Thanks to Greeley’s guidance, Trapp now continues to max out her hours, working 40 a week, on top of her preparations for law school which she will be attending in the Fall 2024 semester. Greeley understands the importance of being well-balanced and encourages Trapp to have fun in her time working for admissions. 


“She is so big on not burning out in a job,” Trapp said. “And she’s told me that too, she’s like, this job does not need to be a burnout for you. This job needs to be a relaxation for you, that you get to come in, you get to see a bunch of people who you love to be around and love to be around you.”
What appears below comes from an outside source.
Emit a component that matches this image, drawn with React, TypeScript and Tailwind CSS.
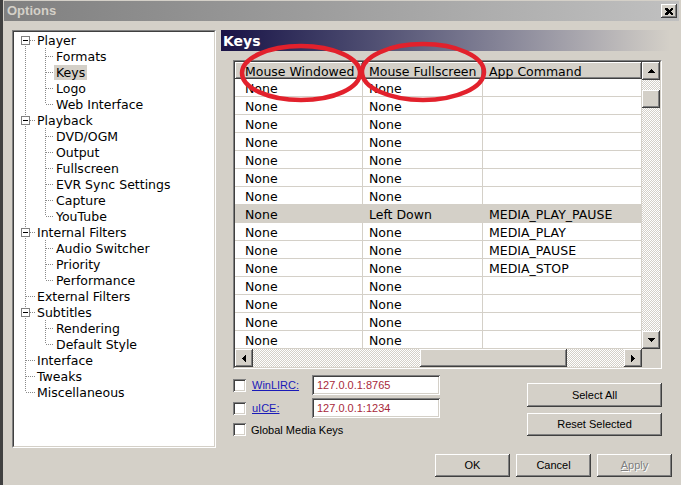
import React from 'react';

type Item = { t: string; l: 1 | 2; box?: boolean; last?: boolean; sel?: boolean };

const items: Item[] = [
  { t: 'Player', l: 1, box: true },
  { t: 'Formats', l: 2 },
  { t: 'Keys', l: 2, sel: true },
  { t: 'Logo', l: 2 },
  { t: 'Web Interface', l: 2, last: true },
  { t: 'Playback', l: 1, box: true },
  { t: 'DVD/OGM', l: 2 },
  { t: 'Output', l: 2 },
  { t: 'Fullscreen', l: 2 },
  { t: 'EVR Sync Settings', l: 2 },
  { t: 'Capture', l: 2 },
  { t: 'YouTube', l: 2, last: true },
  { t: 'Internal Filters', l: 1, box: true },
  { t: 'Audio Switcher', l: 2 },
  { t: 'Priority', l: 2 },
  { t: 'Performance', l: 2, last: true },
  { t: 'External Filters', l: 1 },
  { t: 'Subtitles', l: 1, box: true },
  { t: 'Rendering', l: 2 },
  { t: 'Default Style', l: 2, last: true },
  { t: 'Interface', l: 1 },
  { t: 'Tweaks', l: 1 },
  { t: 'Miscellaneous', l: 1 },
];

const rows: string[][] = [
  ['None', 'None', ''],
  ['None', 'None', ''],
  ['None', 'None', ''],
  ['None', 'None', ''],
  ['None', 'None', ''],
  ['None', 'None', ''],
  ['None', 'None', ''],
  ['None', 'Left Down', 'MEDIA_PLAY_PAUSE'],
  ['None', 'None', 'MEDIA_PLAY'],
  ['None', 'None', 'MEDIA_PAUSE'],
  ['None', 'None', 'MEDIA_STOP'],
  ['None', 'None', ''],
  ['None', 'None', ''],
  ['None', 'None', ''],
  ['None', 'None', ''],
];

const colCls = ['w-[128px] pl-[10px]', 'w-[120px] pl-[6px]', 'w-[159px] pl-[6px]'];

const raised =
  'bg-[#d4d0c8] shadow-[inset_-1px_-1px_#404040,inset_1px_1px_#ffffff,inset_-2px_-2px_#808080,inset_2px_2px_#d4d0c8]';
const sunken =
  'bg-white shadow-[inset_1px_1px_#808080,inset_-1px_-1px_#ffffff,inset_2px_2px_#404040,inset_-2px_-2px_#d4d0c8]';
const checker =
  'bg-[repeating-conic-gradient(#d4d0c8_0%_25%,#ffffff_0%_50%)] bg-[length:2px_2px]';

function TreeRow({ it, i }: { it: Item; i: number }) {
  const isFirst = i === 0;
  const isLast = it.t === 'Miscellaneous';
  return (
    <div className="flex h-[16px] items-center">
      <svg width="20" height="16" className="shrink-0" shapeRendering="crispEdges">
        <line x1="10.5" y1={isFirst ? 8 : 0} x2="10.5" y2={isLast ? 8 : 16} stroke="#8a8a8a" strokeDasharray="1 1" />
        {it.l === 1 && (
          <line x1={it.box ? 15 : 11} y1="8.5" x2="20" y2="8.5" stroke="#8a8a8a" strokeDasharray="1 1" />
        )}
        {it.box && (
          <>
            <rect x="6.5" y="4.5" width="8" height="8" fill="#ffffff" stroke="#808080" />
            <line x1="8" y1="8.5" x2="13" y2="8.5" stroke="#000000" />
          </>
        )}
      </svg>
      {it.l === 2 && (
        <svg width="19" height="16" className="shrink-0" shapeRendering="crispEdges">
          <line x1="10.5" y1="0" x2="10.5" y2={it.last ? 8 : 16} stroke="#8a8a8a" strokeDasharray="1 1" />
          <line x1="11" y1="8.5" x2="19" y2="8.5" stroke="#8a8a8a" strokeDasharray="1 1" />
        </svg>
      )}
      <span className={`px-[2px] leading-[15px] whitespace-nowrap ${it.sel ? 'bg-[#d4d0c8]' : ''}`}>{it.t}</span>
    </div>
  );
}

function Arrow({ dir }: { dir: 'up' | 'down' | 'left' | 'right' }) {
  if (dir === 'up')
    return (
      <svg width="7" height="4" shapeRendering="crispEdges">
        <polygon points="0,4 7,4 3.5,0" fill="#000" />
      </svg>
    );
  if (dir === 'down')
    return (
      <svg width="7" height="4" shapeRendering="crispEdges">
        <polygon points="0,0 7,0 3.5,4" fill="#000" />
      </svg>
    );
  if (dir === 'left')
    return (
      <svg width="4" height="7" shapeRendering="crispEdges">
        <polygon points="4,0 4,7 0,3.5" fill="#000" />
      </svg>
    );
  return (
    <svg width="4" height="7" shapeRendering="crispEdges">
      <polygon points="0,0 0,7 4,3.5" fill="#000" />
    </svg>
  );
}

function Button({ label, w, h, disabled }: { label: React.ReactNode; w: string; h: string; disabled?: boolean }) {
  return (
    <div
      className={`${w} ${h} ${raised} flex items-center justify-center font-['Liberation_Sans',Arial,sans-serif] text-[11px] ${
        disabled ? 'text-[#808080] [text-shadow:1px_1px_0_#ffffff]' : 'text-black'
      }`}
    >
      {label}
    </div>
  );
}

function Checkbox() {
  return <div className={`w-[13px] h-[13px] shrink-0 ${sunken}`} />;
}

function KeysTable() {
  return (
    <div className="w-[429px] h-[309px] border border-t-[#808080] border-l-[#808080] border-b-white border-r-white">
      <div className="w-full h-full border border-t-[#404040] border-l-[#404040] border-b-[#d4d0c8] border-r-[#d4d0c8] flex flex-col">
        <div className="flex h-[287px]">
          <div className="w-[407px] h-[287px] overflow-hidden flex flex-col text-[12.5px]">
            <div className="flex h-[17px] shrink-0 bg-[#d4d0c8]">
              {['Mouse Windowed', 'Mouse Fullscreen', 'App Command'].map((h, i) => (
                <div
                  key={h}
                  className={`${colCls[i]} h-full flex items-center pt-[3px] whitespace-nowrap overflow-hidden shadow-[inset_-1px_-1px_#404040,inset_1px_1px_#ffffff,inset_-2px_-2px_#808080]`}
                >
                  {h}
                </div>
              ))}
            </div>
            {rows.map((r, ri) => (
              <div
                key={ri}
                className={`flex h-[18px] shrink-0 border-b border-[#d4d0c8] ${ri === 7 ? 'bg-[#d4d0c8]' : 'bg-white'}`}
              >
                {r.map((c, ci) => (
                  <div
                    key={ci}
                    className={`${colCls[ci]} h-full flex items-center pt-[3px] whitespace-nowrap overflow-hidden border-r border-[#d4d0c8]`}
                  >
                    {c}
                  </div>
                ))}
              </div>
            ))}
          </div>
          <div className={`w-[18px] h-[287px] flex flex-col ${checker}`}>
            <div className={`h-[18px] shrink-0 ${raised} flex items-center justify-center`}>
              <Arrow dir="up" />
            </div>
            <div className={`mt-[10px] h-[18px] shrink-0 ${raised}`} />
            <div className="flex-1" />
            <div className={`h-[18px] shrink-0 ${raised} flex items-center justify-center`}>
              <Arrow dir="down" />
            </div>
          </div>
        </div>
        <div className="flex h-[18px]">
          <div className={`w-[407px] h-[18px] flex ${checker}`}>
            <div className={`w-[18px] h-full shrink-0 ${raised} flex items-center justify-center`}>
              <Arrow dir="left" />
            </div>
            <div className={`ml-[167px] w-[147px] h-full shrink-0 ${raised}`} />
            <div className="flex-1" />
            <div className={`w-[18px] h-full shrink-0 ${raised} flex items-center justify-center`}>
              <Arrow dir="right" />
            </div>
          </div>
          <div className="w-[18px] h-[18px] bg-[#d4d0c8]" />
        </div>
      </div>
    </div>
  );
}

export default function App() {
  return (
    <div className="relative w-[681px] h-[485px] overflow-hidden bg-[#d4d0c8] flex font-['DejaVu_Sans',sans-serif] text-black">
      <div className="w-[3px] h-full bg-[#404040] shrink-0" />
      <div className="flex-1 flex flex-col">
        {/* Title bar */}
        <div className="mt-[1px] ml-[1px] mr-[2px] h-[20px] flex items-center justify-between bg-linear-to-r from-[#808080] to-[#c0c0c0] pl-[3px] pr-[2px]">
          <span className="font-['Liberation_Sans',Arial,sans-serif] font-bold text-[13px] text-[#d4d0c8]">Options</span>
          <div className={`w-[16px] h-[14px] ${raised} flex items-center justify-center`}>
            <svg width="8" height="7" shapeRendering="crispEdges">
              <path d="M0 0h2l2 2 2-2h2v1l-2 2.5 2 2.5v1h-2l-2-2-2 2h-2v-1l2-2.5-2-2.5z" fill="#000" />
            </svg>
          </div>
        </div>

        {/* Body */}
        <div className="flex mt-[9px]">
          {/* Tree */}
          <div className="ml-[9px] w-[204px] h-[418px] shrink-0 border border-t-[#808080] border-l-[#808080] border-b-white border-r-white">
            <div className="w-full h-full bg-white border border-t-[#404040] border-l-[#404040] border-b-[#d4d0c8] border-r-[#d4d0c8] pl-[1px] text-[12.5px]">
              {items.map((it, i) => (
                <TreeRow key={it.t} it={it} i={i} />
              ))}
            </div>
          </div>

          {/* Right pane */}
          <div className="ml-[5px] w-[449px] flex flex-col">
            <div className="h-[21px] bg-linear-to-r from-[#1a1246] to-[#d4d0c8] flex items-center pl-[2px] pt-[1px]">
              <span className="font-bold text-[14px] text-white">Keys</span>
            </div>
            <div className="mt-[9px] ml-[12px]">
              <KeysTable />
            </div>
            <div className="mt-[6px] ml-[12px] w-[429px] flex justify-between font-['Liberation_Sans',Arial,sans-serif] text-[11px]">
              <div className="flex flex-col">
                <div className="flex items-center h-[20px]">
                  <Checkbox />
                  <span className="ml-[6px] w-[60px] text-[#1a1ab8] underline">WinLIRC:</span>
                  <div className={`w-[128px] h-[20px] ${sunken} flex items-center pl-[5px] text-[#a8283a]`}>127.0.0.1:8765</div>
                </div>
                <div className="flex items-center h-[20px] mt-[3px]">
                  <Checkbox />
                  <span className="ml-[6px] w-[60px] text-[#1a1ab8] underline">uICE:</span>
                  <div className={`w-[128px] h-[20px] ${sunken} flex items-center pl-[5px] text-[#a8283a]`}>127.0.0.1:1234</div>
                </div>
                <div className="flex items-center h-[13px] mt-[5px]">
                  <Checkbox />
                  <span className="ml-[5px] pt-[1px]">Global Media Keys</span>
                </div>
              </div>
              <div className="flex flex-col pt-[8px] gap-[6px]">
                <Button label="Select All" w="w-[135px]" h="h-[24px]" />
                <Button label="Reset Selected" w="w-[135px]" h="h-[23px]" />
              </div>
            </div>
          </div>
        </div>

        {/* Footer */}
        <div className="mt-[6px] flex justify-end gap-[6px] pr-[9px]">
          <Button label="OK" w="w-[75px]" h="h-[23px]" />
          <Button label="Cancel" w="w-[75px]" h="h-[23px]" />
          <Button
            label={
              <span>
                <span className="underline">A</span>pply
              </span>
            }
            w="w-[75px]"
            h="h-[23px]"
            disabled
          />
        </div>
      </div>

      {/* Red annotation ellipses */}
      <svg className="absolute left-0 top-0 pointer-events-none" width="681" height="485">
        <ellipse cx="301" cy="73" rx="59" ry="27" fill="none" stroke="#e2212c" strokeWidth="4.5" />
        <ellipse cx="423" cy="72" rx="61" ry="28" fill="none" stroke="#e2212c" strokeWidth="4.5" />
      </svg>
    </div>
  );
}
Having been through this  before, Greeley knows how to support her and the entire admissions team.


“I was really burned out when I was a recruiter,” Greeley said, “What’s grown as I’ve become a leader is being able to listen, while also having the team listen to themselves.”


In the event Trapp considers being employed in admissions in her far future, she would be open to the possibility of coming back to Stetson. 


“I just want to come back and be a Shannon,” Trapp said laughing. “I wouldn’t take her position. At that point, she’ll be president of Stetson.” 


Stetson University embodies a culture of mentorship that transcends boundaries across Greek life, the School of Music and the admissions office. Through programs like big/little and the guidance of mentors like Julianna Tuttle and Shannon Greeley, the university fosters a sense of collaboration and growth. These narratives echo the ideals of fostering talent and nurturing potential, showcasing that Stetson students, both past and present, are committed to cultivating excellence in all aspects of their community.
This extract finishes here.